SQLiteCheckpointer(serialization="json") can. JSON-encoded state loads to a dict; the migration function operates on the dict directly.
SQLiteCheckpointer(serialization="pickle") can NOT. Pickle holds class identity and round-trips back to typed instances.
InMemoryCheckpointer can NOT. It holds live typed-state references by reference; there's no serialization step.
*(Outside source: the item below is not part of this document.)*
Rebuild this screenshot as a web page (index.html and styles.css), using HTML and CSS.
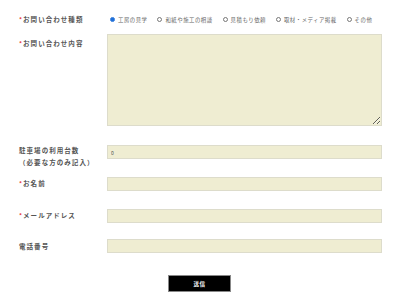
FILE: index.html
```html
<!DOCTYPE html>
<html lang="ja">
<head>
  <meta charset="UTF-8" />
  <meta name="viewport" content="width=device-width, initial-scale=1.0" />
  <title>お問い合わせ</title>
  <link rel="stylesheet" href="styles.css">
</head>
<body>
  <form class="contact-form">
    <div class="form-row row-type">
      <div class="form-label"><span class="required">*</span>お問い合わせ種類</div>
      <div class="radio-group">
        <label class="radio-item"><input type="radio" name="type" checked>工房の見学</label>
        <label class="radio-item"><input type="radio" name="type">和紙や施工の相談</label>
        <label class="radio-item"><input type="radio" name="type">見積もり依頼</label>
        <label class="radio-item"><input type="radio" name="type">取材・メディア掲載</label>
        <label class="radio-item"><input type="radio" name="type">その他</label>
      </div>
    </div>

    <div class="form-row row-message">
      <div class="form-label label-top"><span class="required">*</span>お問い合わせ内容</div>
      <textarea class="field field-area"></textarea>
    </div>

    <div class="form-row row-parking">
      <div class="form-label label-multi">駐車場の利用台数<br>（必要な方のみ記入）</div>
      <input class="field field-parking" type="text" value="0">
    </div>

    <div class="form-row row-name">
      <div class="form-label"><span class="required">*</span>お名前</div>
      <input class="field" type="text">
    </div>

    <div class="form-row row-mail">
      <div class="form-label"><span class="required">*</span>メールアドレス</div>
      <input class="field" type="text">
    </div>

    <div class="form-row row-tel">
      <div class="form-label">電話番号</div>
      <input class="field" type="text">
    </div>

    <div class="submit-row">
      <button type="button" class="submit-button">送信</button>
    </div>
  </form>
</body>
</html>
```

FILE: styles.css
```css
* {
  box-sizing: border-box;
  margin: 0;
  padding: 0;
}

body {
  font-family: "Noto Sans CJK JP", "Noto Sans", sans-serif;
  background-color: #fff;
  color: #333;
}

.contact-form {
  width: 399px;
  padding: 12px 0 0 19px;
}

.form-row {
  display: grid;
  grid-template-columns: 88px 275px;
  align-items: center;
}

.form-label {
  font-size: 6.5px;
  font-weight: bold;
  letter-spacing: 1.05px;
  line-height: 14px;
  color: #555;
  white-space: nowrap;
}

.required {
  color: #e8383d;
  font-size: 6px;
  margin-right: 1px;
  letter-spacing: 0;
}

.row-type {
  height: 10px;
  margin-bottom: 12px;
}

.radio-group {
  display: flex;
  align-items: center;
  gap: 10px;
  padding-left: 3px;
}

.radio-item {
  display: flex;
  align-items: center;
  gap: 3px;
  font-size: 5.4px;
  letter-spacing: 0.5px;
  color: #666;
  white-space: nowrap;
}

.radio-item input {
  appearance: none;
  width: 5px;
  height: 5px;
  border: 0.6px solid #777;
  border-radius: 50%;
  background: #fff;
}

.radio-item input:checked {
  border-color: #1f6fd8;
  background: radial-gradient(circle, #1f6fd8 0 1.4px, #fff 1.6px);
}

.field {
  display: block;
  width: 275px;
  height: 14px;
  background-color: #efedd2;
  border: 1px solid #dddccb;
  font-family: inherit;
  font-size: 5px;
  color: #555;
  padding: 0 3px;
  outline: none;
}

.row-message {
  align-items: start;
  margin-bottom: 17px;
}

.label-top {
  padding-top: 2px;
}

.field-area {
  height: 92px;
  resize: vertical;
}

.row-parking {
  align-items: start;
  margin-bottom: 8px;
}

.label-multi {
  padding-top: 1px;
  line-height: 12px;
}

.field-parking {
  margin-top: 2px;
}

.row-name {
  margin-bottom: 17px;
}

.row-mail {
  margin-bottom: 16px;
}

.submit-row {
  display: flex;
  justify-content: center;
  margin: 22px 0 0 -19px;
}

.submit-button {
  width: 63px;
  height: 17px;
  background-color: #000;
  color: #fff;
  border: 1px solid #888;
  font-family: inherit;
  font-size: 5.5px;
  font-weight: bold;
  letter-spacing: 0.5px;
}
```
On version mismatch against a non-migration-eligible backend, the engine raises CheckpointRecordInvalid (not CheckpointStateMigrationMissing): the registry has no chance to bridge.

Parent-state migration¶

Subgraph saves carry a parent_states chain of the outer-graph state captured at the moment of the inner save. On resume, the same migration chain applies to each entry in parent_states in lockstep with the outer state. The spec treats parent_states as carrying the same schema_version as the outer record (no per-parent version metadata in v1).

Migrations MUST be pure¶

A migration function MUST be deterministic, with no I/O, no implicit state, no random or wall-clock-derived output. The framework doesn't enforce purity, but violating it breaks determinism guarantees for resume.

When NOT to use checkpointing¶

Pure pipelines that complete in seconds. Restart-from-entry is cheap; checkpoints are pure overhead.
Pipelines whose external side effects can't safely be re-played. If node A sends an email, resuming from after A means the email has already sent; fine if your downstream is idempotent, surprising if it isn't. Reason explicitly about replay semantics before turning on resume.

What checkpointing is NOT¶

Not a database. It's a serialization/deserialization seam for state, not a query layer. Don't drive analytics off saved records; emit observability events instead.
Not human-in-the-loop. Pausing for human input is a separate capability; checkpointing is just "save and resume," not "pause and wait."
Not a workflow orchestrator. Long-running, multi-process, cross-system orchestration belongs at a higher layer (Temporal, Airflow). Checkpointing is for crash-recovery and resumability within one logical run.